There were days when Calvo would have two hours between classes, which was not enough time to go to the tattoo shop for studying and then come back. So he decided it would actually benefit him to use that time to be a tutor.
In Spring 2018, Calvo started tutoring and has been one ever since. He encourages every student to become a tutor, “it really helped solidify all the math I was learning.”
Calvo still has mouths to feed, so he tutors in the morning during the week, and his evenings and weekends are scheduled for tattooing so he can provide for his family.
That same spring, Calvo found the science and engineering club. As the semester started to wrap up in May, Calvo was named the vice president of the club. He was vice president of the club for fall 2018 and spring 2019. He still remains involved although he is no longer the vice president of the club,
As vice president of the science and engineering club, Calvo’s relationship with his teachers was strengthened through networking. Even after his stint as vice president, he relied on those relationships as he entered upper division STEM classes.
There were few if any tutors as he entered the higher level STEM classes; this meant that if there was anyone he had to rely on, it was his instructors. The way Calvo describes it, there was no option for him to attend college without seeking help from faculty.
He says that at one point, he was discouraged from pursuing STEM as he started to focus more and more on his appearance. “I was wondering if I could ever get a job as an engineer because of my tattoos,” he says.
Those teachers ended up being more important to him than he could have expected. The tattoos Calvo has cover his arms, neck and face.

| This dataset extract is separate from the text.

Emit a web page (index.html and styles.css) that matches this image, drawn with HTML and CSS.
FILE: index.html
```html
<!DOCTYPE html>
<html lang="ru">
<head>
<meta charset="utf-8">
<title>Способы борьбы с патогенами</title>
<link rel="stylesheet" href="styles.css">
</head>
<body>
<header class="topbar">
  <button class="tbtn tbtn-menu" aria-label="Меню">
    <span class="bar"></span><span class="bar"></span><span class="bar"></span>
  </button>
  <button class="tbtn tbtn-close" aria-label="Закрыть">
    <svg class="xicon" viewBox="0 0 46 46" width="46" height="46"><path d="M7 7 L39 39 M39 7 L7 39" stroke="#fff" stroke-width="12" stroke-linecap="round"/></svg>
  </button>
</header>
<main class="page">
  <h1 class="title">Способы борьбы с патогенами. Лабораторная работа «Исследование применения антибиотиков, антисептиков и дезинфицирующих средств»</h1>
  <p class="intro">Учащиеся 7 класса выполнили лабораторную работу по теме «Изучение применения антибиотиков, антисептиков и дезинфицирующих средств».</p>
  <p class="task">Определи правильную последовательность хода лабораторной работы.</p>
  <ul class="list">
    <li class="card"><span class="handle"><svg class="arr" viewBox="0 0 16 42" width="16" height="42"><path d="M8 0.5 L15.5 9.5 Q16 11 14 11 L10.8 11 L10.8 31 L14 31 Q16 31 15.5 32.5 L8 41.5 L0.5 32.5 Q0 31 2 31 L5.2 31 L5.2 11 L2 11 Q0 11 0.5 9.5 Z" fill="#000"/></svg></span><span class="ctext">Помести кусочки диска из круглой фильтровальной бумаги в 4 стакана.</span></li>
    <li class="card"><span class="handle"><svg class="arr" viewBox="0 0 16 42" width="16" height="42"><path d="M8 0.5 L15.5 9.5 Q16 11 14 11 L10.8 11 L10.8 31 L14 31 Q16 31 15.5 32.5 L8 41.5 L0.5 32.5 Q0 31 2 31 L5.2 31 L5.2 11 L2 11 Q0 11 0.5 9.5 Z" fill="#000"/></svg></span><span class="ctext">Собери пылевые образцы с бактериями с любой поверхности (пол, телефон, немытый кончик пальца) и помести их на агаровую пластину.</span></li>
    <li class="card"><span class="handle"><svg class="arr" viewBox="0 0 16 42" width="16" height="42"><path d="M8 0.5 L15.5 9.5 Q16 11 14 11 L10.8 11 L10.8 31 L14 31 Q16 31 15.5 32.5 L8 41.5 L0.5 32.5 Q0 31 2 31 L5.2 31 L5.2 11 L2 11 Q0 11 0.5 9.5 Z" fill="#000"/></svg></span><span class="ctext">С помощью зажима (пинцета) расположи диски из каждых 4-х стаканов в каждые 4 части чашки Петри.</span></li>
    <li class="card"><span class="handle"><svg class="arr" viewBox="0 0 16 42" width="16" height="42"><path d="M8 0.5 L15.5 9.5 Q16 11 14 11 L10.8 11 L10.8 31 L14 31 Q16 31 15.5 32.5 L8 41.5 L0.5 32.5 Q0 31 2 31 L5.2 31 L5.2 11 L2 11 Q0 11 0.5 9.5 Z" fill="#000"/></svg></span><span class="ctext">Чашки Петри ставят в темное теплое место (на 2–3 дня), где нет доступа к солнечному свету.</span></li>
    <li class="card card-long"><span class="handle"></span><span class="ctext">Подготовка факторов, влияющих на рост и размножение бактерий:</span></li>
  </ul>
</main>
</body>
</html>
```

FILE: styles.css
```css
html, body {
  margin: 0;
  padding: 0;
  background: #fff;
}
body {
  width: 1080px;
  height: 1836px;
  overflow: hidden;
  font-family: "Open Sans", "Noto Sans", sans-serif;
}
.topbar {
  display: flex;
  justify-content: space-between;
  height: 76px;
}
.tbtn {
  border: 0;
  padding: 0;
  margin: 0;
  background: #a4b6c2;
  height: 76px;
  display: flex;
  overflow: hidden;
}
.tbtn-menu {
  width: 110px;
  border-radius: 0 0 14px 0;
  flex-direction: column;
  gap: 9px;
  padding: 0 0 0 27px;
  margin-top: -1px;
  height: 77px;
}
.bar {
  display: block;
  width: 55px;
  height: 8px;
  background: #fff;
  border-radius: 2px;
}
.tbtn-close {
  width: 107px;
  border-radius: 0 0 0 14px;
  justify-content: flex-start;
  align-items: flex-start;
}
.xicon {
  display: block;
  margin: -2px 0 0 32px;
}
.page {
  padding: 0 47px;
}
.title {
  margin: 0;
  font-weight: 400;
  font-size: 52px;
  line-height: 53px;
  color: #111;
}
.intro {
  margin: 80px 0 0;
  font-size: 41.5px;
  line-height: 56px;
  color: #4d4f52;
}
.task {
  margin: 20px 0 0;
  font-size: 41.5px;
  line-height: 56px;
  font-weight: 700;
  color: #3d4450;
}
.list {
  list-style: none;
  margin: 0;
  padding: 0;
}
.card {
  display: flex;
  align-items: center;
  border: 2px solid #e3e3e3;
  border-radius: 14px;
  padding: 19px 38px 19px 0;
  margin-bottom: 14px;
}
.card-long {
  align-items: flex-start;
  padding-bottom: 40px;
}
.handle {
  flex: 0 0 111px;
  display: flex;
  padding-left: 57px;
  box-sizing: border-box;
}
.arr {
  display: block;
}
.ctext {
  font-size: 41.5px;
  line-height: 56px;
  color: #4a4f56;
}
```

His teachers, with whom he was now well acquainted, told him ‘who cares? Excel and do well in your classes. If a company doesn’t want to hire you because you have some tattoos then you don’t want to work for them anyway.’
One of his teachers linked him with an engineering company for an internship. They really wanted Calvo to intern with them, but ultimately Calvo decided his education was more important. So he has people knocking on his door already, but he’s not ready to open the door until after he has finished his education.

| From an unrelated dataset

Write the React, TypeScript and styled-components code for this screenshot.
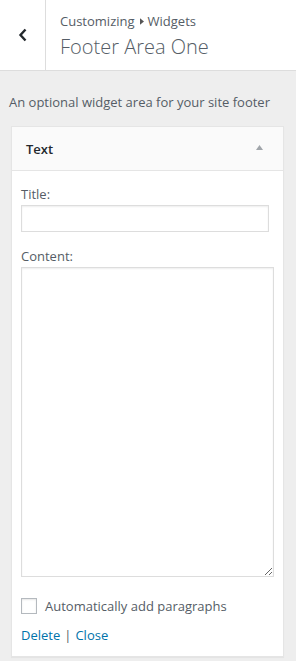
import styled, { createGlobalStyle } from "styled-components";

const GlobalStyle = createGlobalStyle`
  html, body {
    margin: 0;
    padding: 0;
    background: #eeeeee;
  }
  body {
    font-family: "Open Sans", "Noto Sans", sans-serif;
    color: #555;
    -webkit-font-smoothing: antialiased;
  }
  * { box-sizing: border-box; }
`;

const App = () => {
  return (
    <>
      <GlobalStyle />
      <StPanel>
        <StHeader>
          <StBack aria-label="Back">
            <svg width="10" height="14" viewBox="0 0 10 14">
              <path d="M7.5 1.5 L2.5 7 L7.5 12.5" fill="none" stroke="#23282d" strokeWidth="2.4" />
            </svg>
          </StBack>
          <StTitleBox>
            <StCrumb>
              Customizing
              <StCaret viewBox="0 0 5 8">
                <path d="M0 0 L5 4 L0 8 Z" fill="#555" />
              </StCaret>
              Widgets
            </StCrumb>
            <StTitle>Footer Area One</StTitle>
          </StTitleBox>
        </StHeader>

        <StDescription>An optional widget area for your site footer</StDescription>

        <StWidget>
          <StWidgetTop>
            <StWidgetName>Text</StWidgetName>
            <StArrow viewBox="0 0 10 7">
              <path d="M5 0 L10 7 L0 7 Z" fill="#a0a5aa" />
            </StArrow>
          </StWidgetTop>
          <StWidgetBody>
            <StField>
              <StLabel>Title:</StLabel>
              <StInput type="text" />
            </StField>
            <StField>
              <StLabel>Content:</StLabel>
              <StTextarea />
            </StField>
            <StCheckRow>
              <StCheckbox />
              <span>Automatically add paragraphs</span>
            </StCheckRow>
            <StActions>
              <StLink href="#">Delete</StLink>
              <StSep>|</StSep>
              <StLink href="#">Close</StLink>
            </StActions>
          </StWidgetBody>
        </StWidget>
      </StPanel>
    </>
  );
};

const StPanel = styled.div`
  width: 296px;
  min-height: 661px;
  background: #eeeeee;
  display: flex;
  flex-direction: column;
`;

const StHeader = styled.div`
  height: 71px;
  background: #fff;
  border-bottom: 1px solid #dddddd;
  display: flex;
`;

const StBack = styled.div`
  width: 46px;
  flex-shrink: 0;
  border-right: 1px solid #dddddd;
  display: flex;
  align-items: center;
  justify-content: center;
  padding-left: 1px;
`;

const StTitleBox = styled.div`
  padding: 11px 0 0 14px;
  display: flex;
  flex-direction: column;
`;

const StCrumb = styled.div`
  font-size: 13px;
  line-height: 20px;
  color: #555d66;
  display: flex;
  align-items: center;
`;

const StCaret = styled.svg`
  width: 4px;
  height: 7px;
  margin: 0 4px 0 5px;
`;

const StTitle = styled.div`
  font-size: 20px;
  line-height: 28px;
  font-weight: 300;
  color: #555d66;
  margin-top: 2px;
`;

const StDescription = styled.div`
  font-size: 13px;
  line-height: 20px;
  color: #555d66;
  padding: 21px 9px 0 9px;
`;

const StWidget = styled.div`
  margin: 14px 12px 4px 11px;
  background: #fff;
  border: 1px solid #e5e5e5;
  box-shadow: 0 1px 1px rgba(0, 0, 0, 0.04);
`;

const StWidgetTop = styled.div`
  height: 44px;
  background: #fafafa;
  border-bottom: 1px solid #e5e5e5;
  display: flex;
  align-items: center;
  justify-content: space-between;
  padding: 0 20px 0 14px;
`;

const StWidgetName = styled.div`
  font-size: 13px;
  font-weight: 600;
  color: #23282d;
`;

const StArrow = styled.svg`
  width: 7px;
  height: 5px;
  margin-bottom: 2px;
`;

const StWidgetBody = styled.div`
  padding: 14px 10px 12px 9px;
  display: flex;
  flex-direction: column;
`;

const StField = styled.div`
  display: flex;
  flex-direction: column;
  margin-bottom: 15px;
`;

const StLabel = styled.label`
  font-size: 13px;
  line-height: 18px;
  color: #555d66;
  margin-bottom: 2px;
`;

const StInput = styled.input`
  width: 248px;
  height: 27px;
  border: 1px solid #dddddd;
  box-shadow: inset 0 1px 2px rgba(0, 0, 0, 0.07);
  background: #fff;
  outline: none;
`;

const StTextarea = styled.textarea`
  width: 253px;
  height: 310px;
  border: 1px solid #dddddd;
  box-shadow: inset 0 1px 2px rgba(0, 0, 0, 0.07);
  background: #fff;
  outline: none;
  resize: both;
  margin: 0;
`;

const StCheckRow = styled.label`
  display: flex;
  align-items: center;
  gap: 8px;
  font-size: 13px;
  color: #555d66;
  margin-top: 5px;
`;

const StCheckbox = styled.span`
  width: 16px;
  height: 16px;
  border: 1px solid #b4b9be;
  background: #fff;
  box-shadow: inset 0 1px 2px rgba(0, 0, 0, 0.1);
  flex-shrink: 0;
`;

const StActions = styled.div`
  margin-top: 11px;
  font-size: 13px;
  line-height: 18px;
  display: flex;
  gap: 4px;
`;

const StLink = styled.a`
  color: #0073aa;
  text-decoration: none;
`;

const StSep = styled.span`
  color: #555d66;
`;

export default App;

Calvo has other plans after college besides internships. He’s also planning on opening a tutorial center where he lives, by the fairgrounds.

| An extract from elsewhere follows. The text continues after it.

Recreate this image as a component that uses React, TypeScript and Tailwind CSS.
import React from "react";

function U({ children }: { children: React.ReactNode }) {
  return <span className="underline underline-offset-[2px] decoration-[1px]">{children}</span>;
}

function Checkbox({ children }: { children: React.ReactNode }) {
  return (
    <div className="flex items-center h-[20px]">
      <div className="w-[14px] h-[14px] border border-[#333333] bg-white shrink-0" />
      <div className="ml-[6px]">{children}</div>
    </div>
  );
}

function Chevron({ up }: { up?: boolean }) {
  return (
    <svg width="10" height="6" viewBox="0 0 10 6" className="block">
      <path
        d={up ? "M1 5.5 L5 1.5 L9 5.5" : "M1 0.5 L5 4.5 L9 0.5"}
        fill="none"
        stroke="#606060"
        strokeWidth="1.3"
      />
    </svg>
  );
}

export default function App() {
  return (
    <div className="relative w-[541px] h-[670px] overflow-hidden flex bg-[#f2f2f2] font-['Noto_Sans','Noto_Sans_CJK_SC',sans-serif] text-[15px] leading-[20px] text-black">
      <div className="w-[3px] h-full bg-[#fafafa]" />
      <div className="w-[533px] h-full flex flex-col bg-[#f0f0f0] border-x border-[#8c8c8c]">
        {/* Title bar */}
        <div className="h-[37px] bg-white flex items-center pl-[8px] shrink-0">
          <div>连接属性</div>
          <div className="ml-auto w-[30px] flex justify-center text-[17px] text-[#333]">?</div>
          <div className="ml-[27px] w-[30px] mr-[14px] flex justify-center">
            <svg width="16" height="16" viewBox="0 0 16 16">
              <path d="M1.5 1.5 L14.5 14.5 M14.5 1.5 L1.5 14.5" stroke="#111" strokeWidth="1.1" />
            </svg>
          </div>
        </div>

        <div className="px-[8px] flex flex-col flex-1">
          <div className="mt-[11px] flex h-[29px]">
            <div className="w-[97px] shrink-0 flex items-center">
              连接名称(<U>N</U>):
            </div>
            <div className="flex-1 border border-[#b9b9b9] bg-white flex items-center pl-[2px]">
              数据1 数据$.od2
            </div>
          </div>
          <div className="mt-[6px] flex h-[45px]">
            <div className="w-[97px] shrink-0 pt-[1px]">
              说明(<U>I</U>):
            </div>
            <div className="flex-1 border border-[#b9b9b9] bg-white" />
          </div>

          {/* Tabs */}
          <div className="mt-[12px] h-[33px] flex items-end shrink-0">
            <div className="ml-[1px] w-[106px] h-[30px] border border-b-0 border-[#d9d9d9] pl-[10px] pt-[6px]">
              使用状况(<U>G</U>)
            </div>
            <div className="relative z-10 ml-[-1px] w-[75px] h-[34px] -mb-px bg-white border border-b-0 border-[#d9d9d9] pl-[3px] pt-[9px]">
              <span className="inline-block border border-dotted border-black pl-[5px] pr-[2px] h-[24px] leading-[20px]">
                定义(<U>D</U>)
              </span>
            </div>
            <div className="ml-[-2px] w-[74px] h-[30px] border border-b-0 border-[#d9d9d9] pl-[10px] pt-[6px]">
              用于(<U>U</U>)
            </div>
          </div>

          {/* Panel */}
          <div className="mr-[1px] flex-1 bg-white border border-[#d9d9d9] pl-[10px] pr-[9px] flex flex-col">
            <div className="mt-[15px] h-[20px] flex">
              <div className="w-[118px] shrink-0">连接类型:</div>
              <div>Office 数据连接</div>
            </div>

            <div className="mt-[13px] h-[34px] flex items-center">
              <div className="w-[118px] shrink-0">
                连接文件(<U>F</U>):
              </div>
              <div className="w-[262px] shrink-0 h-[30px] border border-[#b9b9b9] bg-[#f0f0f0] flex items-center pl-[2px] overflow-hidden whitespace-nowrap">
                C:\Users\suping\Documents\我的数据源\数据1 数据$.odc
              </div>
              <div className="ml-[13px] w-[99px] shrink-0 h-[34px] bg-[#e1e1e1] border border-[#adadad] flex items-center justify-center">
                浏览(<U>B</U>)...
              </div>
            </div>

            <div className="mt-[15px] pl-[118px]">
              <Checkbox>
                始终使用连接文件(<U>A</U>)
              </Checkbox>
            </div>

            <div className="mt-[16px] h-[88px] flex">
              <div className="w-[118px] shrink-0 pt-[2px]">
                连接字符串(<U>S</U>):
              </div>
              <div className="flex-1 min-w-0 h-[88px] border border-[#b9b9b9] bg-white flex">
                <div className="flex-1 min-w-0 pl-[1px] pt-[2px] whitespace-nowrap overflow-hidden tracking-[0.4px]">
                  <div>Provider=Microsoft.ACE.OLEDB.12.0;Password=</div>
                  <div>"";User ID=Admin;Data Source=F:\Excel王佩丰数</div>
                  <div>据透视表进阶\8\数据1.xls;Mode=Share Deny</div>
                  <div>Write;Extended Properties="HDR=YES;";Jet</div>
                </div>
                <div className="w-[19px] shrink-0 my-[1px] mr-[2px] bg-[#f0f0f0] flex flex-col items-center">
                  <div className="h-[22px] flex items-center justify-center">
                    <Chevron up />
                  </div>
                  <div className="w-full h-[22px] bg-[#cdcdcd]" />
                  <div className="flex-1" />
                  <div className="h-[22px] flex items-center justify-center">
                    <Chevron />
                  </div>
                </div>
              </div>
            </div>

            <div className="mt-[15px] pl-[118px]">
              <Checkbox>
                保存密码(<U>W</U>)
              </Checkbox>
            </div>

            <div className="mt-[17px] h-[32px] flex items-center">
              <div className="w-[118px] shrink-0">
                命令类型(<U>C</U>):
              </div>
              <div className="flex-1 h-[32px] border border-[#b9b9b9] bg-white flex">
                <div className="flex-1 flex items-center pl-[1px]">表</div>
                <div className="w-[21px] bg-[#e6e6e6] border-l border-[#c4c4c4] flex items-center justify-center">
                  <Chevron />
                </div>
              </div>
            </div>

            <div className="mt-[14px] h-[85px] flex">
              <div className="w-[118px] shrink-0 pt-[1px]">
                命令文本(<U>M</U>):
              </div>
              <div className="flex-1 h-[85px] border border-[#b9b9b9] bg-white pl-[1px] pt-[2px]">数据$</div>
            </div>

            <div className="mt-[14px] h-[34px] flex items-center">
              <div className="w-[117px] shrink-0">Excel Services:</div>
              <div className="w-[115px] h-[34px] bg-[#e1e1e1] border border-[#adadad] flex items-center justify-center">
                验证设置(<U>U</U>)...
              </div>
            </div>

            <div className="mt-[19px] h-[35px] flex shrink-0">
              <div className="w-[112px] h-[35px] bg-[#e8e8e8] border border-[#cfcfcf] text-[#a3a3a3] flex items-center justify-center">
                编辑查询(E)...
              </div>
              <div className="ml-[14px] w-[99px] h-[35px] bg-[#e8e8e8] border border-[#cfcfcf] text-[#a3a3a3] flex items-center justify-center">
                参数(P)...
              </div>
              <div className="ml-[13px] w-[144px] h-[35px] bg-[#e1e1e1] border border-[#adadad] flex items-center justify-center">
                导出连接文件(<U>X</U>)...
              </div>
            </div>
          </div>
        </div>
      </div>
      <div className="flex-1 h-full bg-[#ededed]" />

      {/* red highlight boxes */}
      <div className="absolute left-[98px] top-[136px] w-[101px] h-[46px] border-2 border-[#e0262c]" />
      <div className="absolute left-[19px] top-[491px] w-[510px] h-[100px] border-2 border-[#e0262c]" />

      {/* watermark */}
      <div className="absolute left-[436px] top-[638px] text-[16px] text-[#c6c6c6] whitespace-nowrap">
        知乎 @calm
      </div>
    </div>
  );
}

“I want to open up a location where [students] can just show up. Whatever they need help with — chemistry, physics, math, anything STEM related, any little projects they want to work on, they can work on them there,” Calvo said.
He says he wants to do this because there are no such centers where he lives. Calvo said the thought came to him while he was taking a class at Clovis Community College.
“On the way there, I noticed tutorial centers and little STEM centers that you could let your kids get into to teach them programming and robotics. So I looked it up and it was like $300 for a month, not including the money for the materials. Then I looked up to see if there were any by the fairgrounds, and there wasn’t.”
To clarify, in that area of town there are a couple tutorial centers that offer assistance in education such as Reading and Beyond, a k-12 tutorial center focused on family success and rising up out of poverty through education.
What Calvo is talking about is a STEM center, a place for hands on learning for students to get experience applying their class coursework to real projects that a student can follow like rocket science.
At first Calvo asked himself why there are none in his part of town, that is East Fresno, by the fairgrounds. “But then I realized quickly afterward: Money is an issue. There’s not a lot of families in that area that can just shell out $500 a month to have their kids do some program. Why are the kids out in Clovis getting a better education than the ones on the West Side?”
Though he might seem unapproachable, he wants to help. “Whatever field I do get into, I want to be able to build something, to create,” he said. “I enjoy helping others solve problems.” That’s what STEM is all about.